The sequel to 2015's Kingsman: The Secret Service launched into production around March of last year, while Donald Trump was still a candidate for the Republican presidential nomination.

There were actually at least two references to Trump in the original screenplay, penned by Vaughn and Jane Goldman, but it appears both were slyly cut from the final film.

"In the edit, we toned down some stuff," Vaughn told Entertainment Weekly. One cut moment saw the film's villain, Julianne Moore's Poppy, express her desire to host The Apprentice - the very show that made Trump famous.
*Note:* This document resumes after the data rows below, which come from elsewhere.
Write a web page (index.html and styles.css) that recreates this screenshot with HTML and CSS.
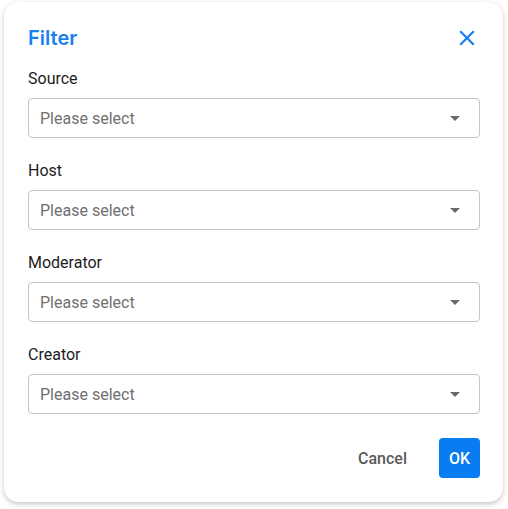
FILE: index.html
```html
<!DOCTYPE html>
<html lang="en">
<head>
    <meta charset="UTF-8">
    <meta name="viewport" content="width=device-width, initial-scale=1.0">
    <title>Filter</title>
    <link rel="stylesheet" href="styles.css">
</head>
<body>
    <div class="dialog">
        <div class="dialog-header">
            <h2>Filter</h2>
            <button class="close-btn" aria-label="Close">
                <svg width="16" height="16" viewBox="0 0 16 16">
                    <path d="M2 2 L14 14 M14 2 L2 14" stroke="#1a7ff0" stroke-width="2.2" stroke-linecap="square"/>
                </svg>
            </button>
        </div>

        <div class="field">
            <label>Source</label>
            <div class="select">
                <span>Please select</span>
                <span class="caret"></span>
            </div>
        </div>
        <div class="field">
            <label>Host</label>
            <div class="select">
                <span>Please select</span>
                <span class="caret"></span>
            </div>
        </div>
        <div class="field">
            <label>Moderator</label>
            <div class="select">
                <span>Please select</span>
                <span class="caret"></span>
            </div>
        </div>
        <div class="field">
            <label>Creator</label>
            <div class="select">
                <span>Please select</span>
                <span class="caret"></span>
            </div>
        </div>

        <div class="dialog-actions">
            <button class="cancel-btn">Cancel</button>
            <button class="ok-btn">OK</button>
        </div>
    </div>
</body>
</html>
```

FILE: styles.css
```css
body {
    font-family: Roboto, "Noto Sans", sans-serif;
    margin: 0;
    padding: 2px 5px 7px 4px;
    background-color: #fff;
}
.dialog {
    background-color: white;
    border-radius: 14px;
    box-shadow: 0 2px 5px rgba(0,0,0,0.22), 0 0 1px rgba(0,0,0,0.08);
    padding: 22px 23px 24px 24px;
}
.dialog-header {
    display: flex;
    justify-content: space-between;
    align-items: center;
    height: 28px;
}
h2 {
    margin: 0;
    font-family: Inter, Roboto, sans-serif;
    font-size: 20px;
    font-weight: 600;
    color: #1a7ff0;
    line-height: 28px;
}
.close-btn {
    background: none;
    border: none;
    padding: 0;
    margin-right: 5px;
    width: 16px;
    height: 16px;
    cursor: pointer;
    display: flex;
}
.field {
    display: flex;
    flex-direction: column;
    margin-top: 14px;
}
.field + .field {
    margin-top: 20px;
}
label {
    font-size: 16px;
    line-height: 24px;
    color: #1c1c1c;
    padding-top: 1px;
    margin-bottom: 7px;
}
.select {
    height: 40px;
    box-sizing: border-box;
    border: 1px solid #c4c4c4;
    border-radius: 4px;
    display: flex;
    align-items: center;
    justify-content: space-between;
    padding: 0 19px 0 11px;
    font-size: 16px;
    color: #707070;
}
.caret {
    width: 0;
    height: 0;
    border-left: 5px solid transparent;
    border-right: 5px solid transparent;
    border-top: 5px solid #6b6b6b;
}
.dialog-actions {
    display: flex;
    justify-content: flex-end;
    gap: 16px;
    margin-top: 24px;
}
.dialog-actions button {
    font-family: inherit;
    font-size: 16px;
    font-weight: 500;
    height: 40px;
    border: none;
    border-radius: 4px;
    cursor: pointer;
}
.cancel-btn {
    background: none;
    color: #5a5a5a;
    padding: 0 16px;
}
.ok-btn {
    background-color: #0a7cf2;
    color: white;
    width: 41px;
    padding: 0;
}
```
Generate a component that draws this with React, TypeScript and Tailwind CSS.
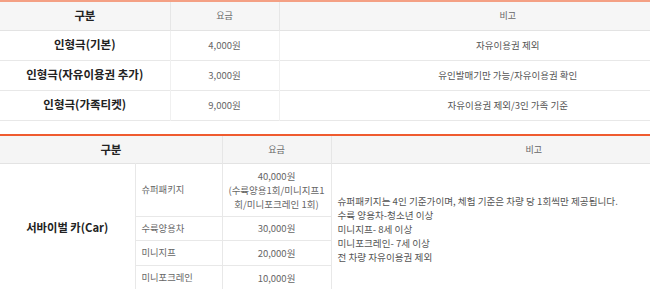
const basic = [
  { name: '인형극(기본)', price: '4,000원', note: '자유이용권 제외' },
  { name: '인형극(자유이용권 추가)', price: '3,000원', note: '유인발매기만 가능/자유이용권 확인' },
  { name: '인형극(가족티켓)', price: '9,000원', note: '자유이용권 제외/3인 가족 기준' },
];

const cars = [
  { name: '수륙양용차', price: '30,000원', h: 'h-[24px]' },
  { name: '미니지프', price: '20,000원', h: 'h-[25px]' },
  { name: '미니포크레인', price: '10,000원', h: 'h-[25px]' },
];

const notes = [
  '슈퍼패키지는 4인 기준가이며, 체험 기준은 차량 당 1회씩만 제공됩니다.',
  '수륙 양용차-청소년 이상',
  '미니지프- 8세 이상',
  '미니포크레인- 7세 이상',
  '전 차량 자유이용권 제외',
];

export default function App() {
  return (
    <div className="w-[650px] h-[289px] overflow-hidden bg-white font-['Noto_Sans_CJK_KR',sans-serif]">
      <div className="w-[736px]">
        <table className="w-full table-fixed border-collapse border-t-2 border-[#f4a084]">
          <colgroup>
            <col className="w-[170px]" />
            <col className="w-[109px]" />
            <col />
          </colgroup>
          <thead>
            <tr className="h-[29px] bg-[#f6f6f6] border-b border-[#e3e3e3]">
              <th className="border-r border-[#e6e6e6] text-[11.5px] font-bold text-[#222] tracking-[-0.3px]">구분</th>
              <th className="border-r border-[#e6e6e6] text-[9px] font-normal text-[#666]">요금</th>
              <th className="text-[9px] font-normal text-[#666]">비고</th>
            </tr>
          </thead>
          <tbody>
            {basic.map(r => (
              <tr key={r.name} className="h-[30px] border-b border-[#e8e8e8]">
                <td className="border-r border-[#f0f0f0] text-center text-[11.5px] font-bold text-[#222]">{r.name}</td>
                <td className="border-r border-[#f0f0f0] text-center text-[9.5px] text-[#666]">{r.price}</td>
                <td className="text-center text-[9.5px] text-[#555]">{r.note}</td>
              </tr>
            ))}
          </tbody>
        </table>

        <table className="mt-[13px] w-full table-fixed border-collapse border-t-2 border-[#ef5b2f]">
          <colgroup>
            <col className="w-[135px]" />
            <col className="w-[87px]" />
            <col className="w-[109px]" />
            <col />
          </colgroup>
          <thead>
            <tr className="h-[29px] bg-[#f5f5f5] border-b border-[#e3e3e3]">
              <th colSpan={2} className="border-r border-[#e6e6e6] text-[11.5px] font-bold text-[#222] tracking-[-0.3px]">구분</th>
              <th className="border-r border-[#e6e6e6] text-[9px] font-normal text-[#666]">요금</th>
              <th className="text-[9px] font-normal text-[#666]">비고</th>
            </tr>
          </thead>
          <tbody>
            <tr className="h-[53px] border-b border-[#e8e8e8]">
              <td rowSpan={4} className="border-r border-[#e8e8e8] text-center text-[11.3px] font-bold text-[#222]">서바이벌 카(Car)</td>
              <td className="border-r border-[#e8e8e8] pl-[6px] text-[9.3px] text-[#666]">슈퍼패키지</td>
              <td className="border-r border-[#e8e8e8] text-center text-[9.5px] leading-[14px] text-[#666] whitespace-nowrap">
                40,000원<br />(수륙양용1회/미니지프1<br />회/미니포크레인 1회)
              </td>
              <td rowSpan={4} className="pl-[6px] pt-[3px] align-middle text-[9.6px] leading-[14px] text-[#555]">
                {notes.map(n => (
                  <div key={n}>{n}</div>
                ))}
              </td>
            </tr>
            {cars.map(c => (
              <tr key={c.name} className={`${c.h} border-b border-[#e8e8e8]`}>
                <td className="border-r border-[#e8e8e8] pl-[6px] text-[9.3px] text-[#666]">{c.name}</td>
                <td className="border-r border-[#e8e8e8] text-center text-[9.5px] text-[#666]">{c.price}</td>
              </tr>
            ))}
          </tbody>
        </table>
      </div>
    </div>
  );
}
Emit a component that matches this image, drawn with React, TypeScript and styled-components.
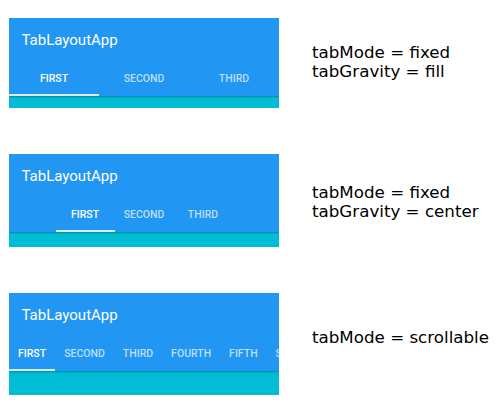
import React from "react";
import styled, { createGlobalStyle } from "styled-components";

const Global = createGlobalStyle`
  html, body { margin: 0; padding: 0; background: #ffffff; }
  body { width: 499px; height: 418px; overflow: hidden; }
`;

const Page = styled.div`
  display: flex;
  flex-direction: column;
  gap: 46px;
  padding: 18px 0 0 9px;
`;

const Row = styled.div`
  display: flex;
  align-items: flex-start;
`;

const Phone = styled.div`
  width: 270px;
  display: flex;
  flex-direction: column;
  overflow: hidden;
`;

const AppBar = styled.div`
  background: #2196f3;
  display: flex;
  flex-direction: column;
  position: relative;
  z-index: 1;
  box-shadow: 0 1px 1.5px rgba(0, 0, 0, 0.28);
`;

const Title = styled.div`
  height: 44px;
  padding: 0 0 0 12.5px;
  display: flex;
  align-items: center;
  font-family: Roboto, "Liberation Sans", sans-serif;
  font-size: 15px;
  font-weight: 400;
  color: #ffffff;
  box-sizing: border-box;
`;

const Tabs = styled.div<{ $mode: "fill" | "center" | "scroll" }>`
  height: 34px;
  display: flex;
  justify-content: ${(p) => (p.$mode === "center" ? "center" : "flex-start")};
  white-space: nowrap;
`;

const Tab = styled.div<{ $mode: "fill" | "center" | "scroll"; $active?: boolean }>`
  flex: ${(p) => (p.$mode === "fill" ? "1 1 0" : "0 0 auto")};
  width: ${(p) => (p.$mode === "center" ? "59px" : "auto")};
  padding: ${(p) => (p.$mode === "scroll" ? "0 9px" : "0")};
  display: flex;
  align-items: center;
  justify-content: center;
  box-sizing: border-box;
  font-family: Roboto, "Liberation Sans", sans-serif;
  font-size: 10.5px;
  font-weight: 500;
  letter-spacing: 0;
  color: ${(p) => (p.$active ? "#ffffff" : "rgba(255,255,255,0.7)")};
  border-bottom: 2px solid ${(p) => (p.$active ? "#dfe9f0" : "transparent")};
`;

const Content = styled.div<{ $h: number }>`
  height: ${(p) => p.$h}px;
  background: #00bcd4;
`;

const Label = styled.div<{ $top: number }>`
  margin-left: 33px;
  padding-top: ${(p) => p.$top}px;
  font-family: "DejaVu Sans", sans-serif;
  font-size: 16.7px;
  line-height: 18.5px;
  color: #000000;
`;

type Mode = "fill" | "center" | "scroll";

function Sample({ mode, tabs, h }: { mode: Mode; tabs: string[]; h: number }) {
  return (
    <Phone>
      <AppBar>
        <Title>TabLayoutApp</Title>
        <Tabs $mode={mode}>
          {tabs.map((t, i) => (
            <Tab key={t} $mode={mode} $active={i === 0}>
              {t}
            </Tab>
          ))}
        </Tabs>
      </AppBar>
      <Content $h={h} />
    </Phone>
  );
}

export default function App() {
  return (
    <>
      <Global />
      <Page>
        <Row>
          <Sample mode="fill" tabs={["FIRST", "SECOND", "THIRD"]} h={12} />
          <Label $top={25}>
            tabMode = fixed
            <br />
            tabGravity = fill
          </Label>
        </Row>
        <Row>
          <Sample mode="center" tabs={["FIRST", "SECOND", "THIRD"]} h={15} />
          <Label $top={29}>
            tabMode = fixed
            <br />
            tabGravity = center
          </Label>
        </Row>
        <Row>
          <Sample
            mode="scroll"
            tabs={["FIRST", "SECOND", "THIRD", "FOURTH", "FIFTH", "SIXTH"]}
            h={24}
          />
          <Label $top={35}>tabMode = scrollable</Label>
        </Row>
      </Page>
    </>
  );
}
"We actually took out the Apprentice line," the director said. "Because we felt it was too close to the bone. I think America’s going through a pretty interesting and rough ride at the moment and I wanted this movie to be escapism. And that means not suddenly have half the audience going, 'That’s not cool, that’s not funny!' as the other half is cheering."

Vaughn's same rationale led to one of the film's pivotal sets being completely redesigned. "We were building a White House Oval Office in the style of Trump Tower," Vaughn explained. "We were making it in all gold and blinging it up."

Of course, with the film's production actually taking place before the election, keeping those Trump jokes in would also have required a certain level of prescience. Vaughn admits, "I remember saying to my American production designer, 'Trump might win, you know? Would this be as funny if Trump won?'"

"And he was like, ‘Trump will never win.' And I said, 'You know what, I have a weird feeling he might. So let’s build a normal Oval Office and scrap the Trump version.' I think my instinct was right. If you go too far — if movies get political when they’re meant to be fun — then it weighs everything down a bit too much."

That said, the first Kingsman did court its own political controversy when it depicted the death of numerous world leaders, including the US president, whose shown as having an obvious resemblance to Barack Obama. Vaughn, at the time, insisted it wasn't an attack on Obama, but "on all politicians".